Posted 13 June 2017 - 06:49 PM
Your Book and Page understanding of sourcing in GEDCOM is some-what accurate in that it is very much directed toward “old school” hard copy objects such as: audio and files, books, fiche and film, magazines, manuscripts, maps, newspapers, photos, tombstones.
GEDCOM states that a PAGE (as part of a “source_citation”) is defined as: “Specific location with in the information referenced.” Which more people and software programs assume only refer to books, since a location within a book is best described with a page number, while other media requires additional information beyond a page to describe a unique location.
However, the field/tag title of “PAGE” does not best describe what GEDCOM really can expect to find in the tag PAGE. GEDCOM goes on to state:
“For a published work, this could include the volume of a multi-volume work and the page number(s). For a periodical, it could include volume, issue, and page numbers. For a newspaper, it could include a column number and page number. For an unpublished source or microfilmed works, this could be a film or sheet number, page number, frame number, etc. A census record might have an enumerating district, page number, line number, dwelling number, and family number. The data in this field should be in the form of a label and value pair, such as Label1: value, Label2: value, with each pair being separated by a comma. For example, Film: 1234567, Frame: 344, Line: 28.”
This statement therefore incorporates a whole lot of data points that many programs fail to include (or create their own tags for) in a well formed GEDCOM file.

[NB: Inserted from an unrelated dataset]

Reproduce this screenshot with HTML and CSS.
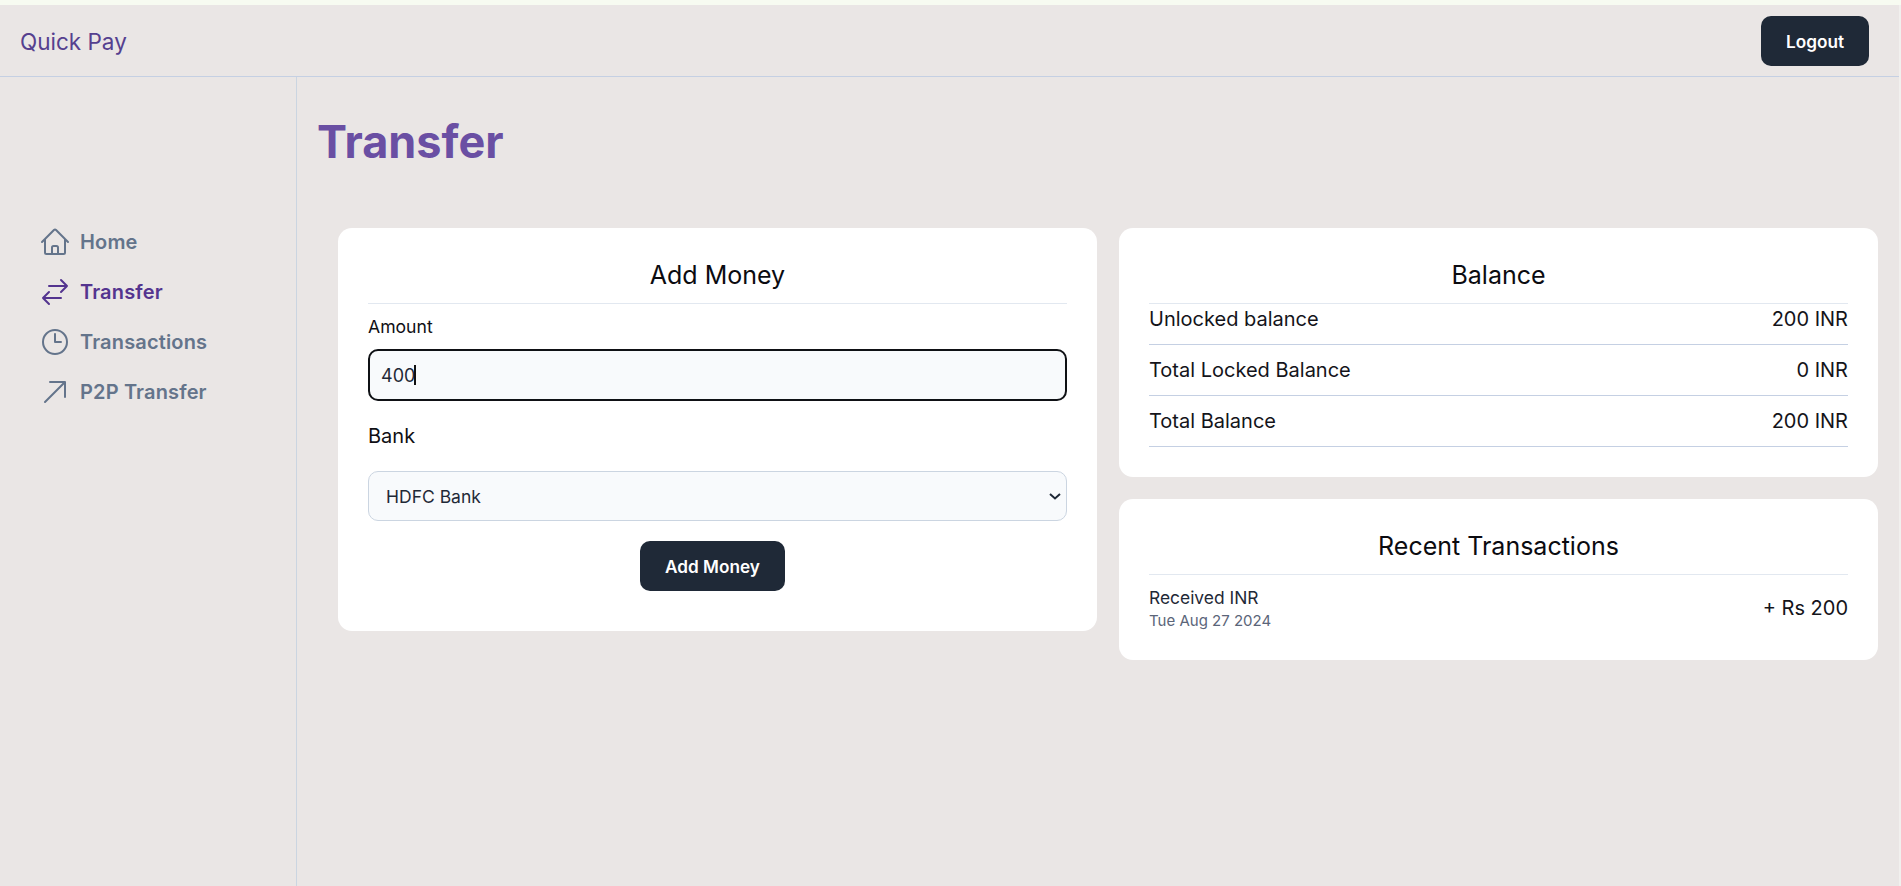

However, this is not to say that I endorse this construct in my discussions on the topic for a successor version to v5.5.1
As it pertains to web based data, I recommend two different approaches to sourcing these data points, with the following caveat.

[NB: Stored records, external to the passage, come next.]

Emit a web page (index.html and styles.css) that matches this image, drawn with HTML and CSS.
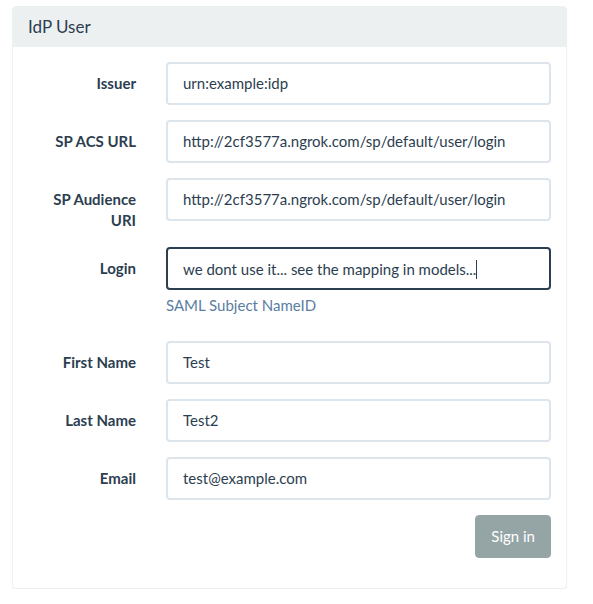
FILE: index.html
```html
<!DOCTYPE html>
<html>
<head>
<meta charset="utf-8">
<link rel="stylesheet" href="styles.css">
</head>
<body>
<div class="panel">
  <div class="panel-heading"><h3 class="panel-title">IdP User</h3></div>
  <div class="panel-body">
    <form class="form">
      <div class="row">
        <label class="label">Issuer</label>
        <div class="field"><input class="input" type="text" value="urn:example:idp"></div>
      </div>
      <div class="row">
        <label class="label">SP ACS URL</label>
        <div class="field"><input class="input" type="text" value="http://2cf3577a.ngrok.com/sp/default/user/login"></div>
      </div>
      <div class="row">
        <label class="label">SP Audience URI</label>
        <div class="field"><input class="input" type="text" value="http://2cf3577a.ngrok.com/sp/default/user/login"></div>
      </div>
      <div class="row">
        <label class="label">Login</label>
        <div class="field">
          <div class="input focused">we dont use it... see the mapping in models...<span class="caret"></span></div>
          <span class="help">SAML Subject NameID</span>
        </div>
      </div>
      <div class="row">
        <label class="label">First Name</label>
        <div class="field"><input class="input" type="text" value="Test"></div>
      </div>
      <div class="row">
        <label class="label">Last Name</label>
        <div class="field"><input class="input" type="text" value="Test2"></div>
      </div>
      <div class="row">
        <label class="label">Email</label>
        <div class="field"><input class="input" type="text" value="test@example.com"></div>
      </div>
      <div class="row actions">
        <button class="btn" type="button">Sign in</button>
      </div>
    </form>
  </div>
</div>
</body>
</html>
```
FILE: styles.css
```css
html, body {
  margin: 0;
  padding: 0;
  background: #fff;
}
body {
  font-family: Lato, "Open Sans", sans-serif;
  font-size: 15px;
  line-height: 1.42857;
  color: #2c3e50;
  padding: 6px 0 0 12px;
}
.panel {
  width: 553px;
  border: 1px solid #ecf0f1;
  border-radius: 4px;
  box-shadow: 0 1px 1px rgba(0,0,0,0.05);
  background: #fff;
}
.panel-heading {
  background: #ecf0f1;
  padding: 11px 15px 9px;
  border-bottom: 1px solid #ecf0f1;
  border-radius: 3px 3px 0 0;
}
.panel-title {
  margin: 0;
  font-size: 17px;
  font-weight: 400;
  line-height: 1.1;
  color: #2c3e50;
}
.panel-body {
  padding: 15px 0;
}
.form {
  margin: 0;
}
.row {
  display: grid;
  grid-template-columns: 138px 1fr;
  margin-bottom: 15px;
}
.label {
  padding: 11px 15px 0;
  text-align: right;
  font-weight: 700;
  color: #2c3e50;
}
.field {
  padding: 0 15px;
  display: flex;
  flex-direction: column;
}
.input {
  box-sizing: border-box;
  display: block;
  width: 100%;
  height: 43px;
  padding: 10px 15px;
  font-family: inherit;
  font-size: 15px;
  line-height: 1.42857;
  color: #2c3e50;
  background: #fff;
  border: 2px solid #dce4ec;
  border-radius: 4px;
  box-shadow: none;
  outline: none;
  margin: 0;
  white-space: nowrap;
}
.input.focused {
  border-color: #2c3e50;
}
.caret {
  display: inline-block;
  width: 1px;
  height: 19px;
  background: #2c3e50;
  vertical-align: -4px;
}
.help {
  display: block;
  margin: 5px 0 10px;
  color: #597ea2;
}
.actions {
  display: flex;
  justify-content: flex-end;
  padding-right: 15px;
  margin-bottom: 15px;
}
.btn {
  font-family: inherit;
  font-size: 15px;
  line-height: 1.42857;
  padding: 10px 15px;
  color: #fff;
  background: #95a5a6;
  border: 1px solid #95a5a6;
  border-radius: 4px;
  cursor: pointer;
}
```
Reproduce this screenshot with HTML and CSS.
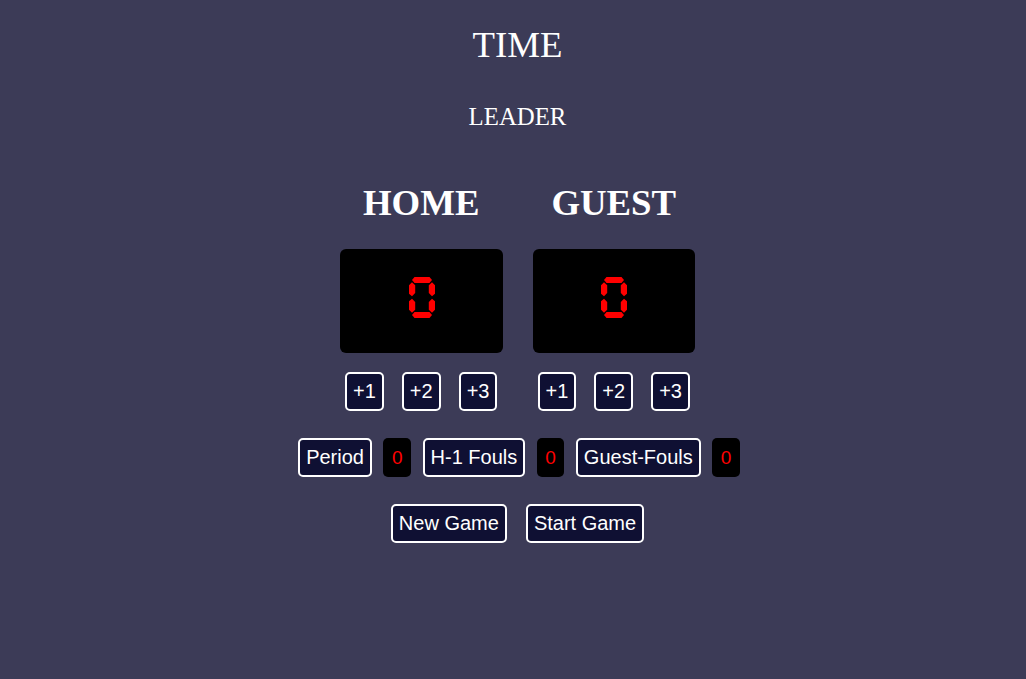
FILE: index.html
```html
<!DOCTYPE html>
<html lang="en">
<head>
<meta charset="utf-8">
<title>Scoreboard</title>
<link rel="stylesheet" href="styles.css">
</head>
<body>
<main class="board">
  <h1 class="time">TIME</h1>
  <h2 class="leader">LEADER</h2>
  <section class="teams">
    <div class="team">
      <h3 class="team-name">HOME</h3>
      <div class="score" aria-label="0">
        <svg class="digit" viewBox="0 0 26 41" width="26" height="41" role="img" aria-label="0">
          <polygon points="5.5,0 20.5,0 23,3 20.5,6 5.5,6 3,3"/>
          <polygon points="5.5,35 20.5,35 23,38 20.5,41 5.5,41 3,38"/>
          <polygon points="3,5.2 6.2,8.2 6.2,16 3,19.2 0,16.8 0,8.2"/>
          <polygon points="3,21.8 6.2,25 6.2,32.8 3,35.8 0,32.8 0,24.2"/>
          <polygon points="23,5.2 26,8.2 26,16.8 23,19.2 19.8,16 19.8,8.2"/>
          <polygon points="23,21.8 26,24.2 26,32.8 23,35.8 19.8,32.8 19.8,25"/>
        </svg>
      </div>
      <div class="adds">
        <button class="btn">+1</button>
        <button class="btn">+2</button>
        <button class="btn">+3</button>
      </div>
    </div>
    <div class="team">
      <h3 class="team-name">GUEST</h3>
      <div class="score" aria-label="0">
        <svg class="digit" viewBox="0 0 26 41" width="26" height="41" role="img" aria-label="0">
          <polygon points="5.5,0 20.5,0 23,3 20.5,6 5.5,6 3,3"/>
          <polygon points="5.5,35 20.5,35 23,38 20.5,41 5.5,41 3,38"/>
          <polygon points="3,5.2 6.2,8.2 6.2,16 3,19.2 0,16.8 0,8.2"/>
          <polygon points="3,21.8 6.2,25 6.2,32.8 3,35.8 0,32.8 0,24.2"/>
          <polygon points="23,5.2 26,8.2 26,16.8 23,19.2 19.8,16 19.8,8.2"/>
          <polygon points="23,21.8 26,24.2 26,32.8 23,35.8 19.8,32.8 19.8,25"/>
        </svg>
      </div>
      <div class="adds">
        <button class="btn">+1</button>
        <button class="btn">+2</button>
        <button class="btn">+3</button>
      </div>
    </div>
  </section>
  <div class="stats">
    <button class="btn">Period</button>
    <span class="value">0</span>
    <button class="btn">H-1 Fouls</button>
    <span class="value">0</span>
    <button class="btn">Guest-Fouls</button>
    <span class="value">0</span>
  </div>
  <div class="controls">
    <button class="btn">New Game</button>
    <button class="btn">Start Game</button>
  </div>
</main>
</body>
</html>
```
FILE: styles.css
```css
html, body {
  margin: 0;
  padding: 0;
  background: #3c3b57;
  height: 100%;
}

body {
  font-family: "Liberation Serif", "Times New Roman", serif;
  color: #ffffff;
}

.board {
  display: flex;
  flex-direction: column;
  align-items: center;
  padding: 25px 0 0 9px;
}

.time {
  margin: 0;
  font-size: 36.8px;
  font-weight: normal;
  line-height: 40px;
}

.leader {
  margin: 38px 0 0;
  font-size: 24.8px;
  font-weight: normal;
  line-height: 28px;
}

.teams {
  display: flex;
  gap: 30px;
  margin-top: 52px;
}

.team {
  width: 162.5px;
  display: flex;
  flex-direction: column;
  align-items: center;
}

.team-name {
  margin: 0;
  font-size: 36.8px;
  font-weight: bold;
  line-height: 40px;
}

.score {
  margin-top: 26px;
  width: 100%;
  height: 104px;
  background: #000000;
  border-radius: 6px;
  display: flex;
  align-items: center;
  justify-content: center;
}

.digit {
  display: block;
  fill: #ff0000;
  margin: 0 0 8px 1px;
}

.adds {
  display: flex;
  gap: 18px;
  margin-top: 19px;
}

.btn {
  font-family: "Liberation Sans", Arial, sans-serif;
  font-size: 20px;
  line-height: 23px;
  padding: 6px 6px;
  color: #ffffff;
  background: #0f1033;
  border: 2px solid #ffffff;
  border-radius: 5px;
  margin: 0;
}

.stats {
  display: flex;
  gap: 11.5px;
  margin-top: 27px;
  padding-left: 3px;
}

.value {
  font-family: "Liberation Sans", Arial, sans-serif;
  font-size: 19px;
  line-height: 23px;
  padding: 8px 8.5px;
  color: #ff0000;
  background: #000000;
  border-radius: 5px;
}

.controls {
  display: flex;
  gap: 19px;
  margin-top: 27px;
}
```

“Is the website REALLY a source or just a repository for the actual information?” I look at sites like Ancestry.com as repositories and treat them as such in my sourcing, footnotes/endnotes.
A source is the originator or creator of the data. They are generally responsible for the accuracy and collection of the original data. Ancestry did not go out and capture the data for a census or immigrant list. They are acting like a library who has collected books on a subject, not the author of that book. The only cases where websites in general are “Sources” is where they take other individuals work and author their own manuscript. These manuscripts generally contain the website’s conclusions and should source where they collected the data that led to their conclusions.
The two places I recommend placing website information is: (1) In the PAGE tag/field, used for specific pieces of information that collaborate your fact’s conclusion. (2) In the Source_Repository_Citation directing readers to look at a website for additional data.
Since “PAGE” is already noted in the GEDCOM standard as more than just a single page number that direct you to a fully qualified location like sheet numbers, frame numbers, volume, issue etc. A full URI (aka URL) to the source on the web you are citing would be appropriate. In cases where the site is not the actual source but the “Repository” of the data, placing the site URI in the Source_Repository_Citation structure is the appropriate location for this address. The Source_Repository_Citation structure contains a place to put notes about the data location, a CALN tag for the actual Source Call Number at the Repository and a media type.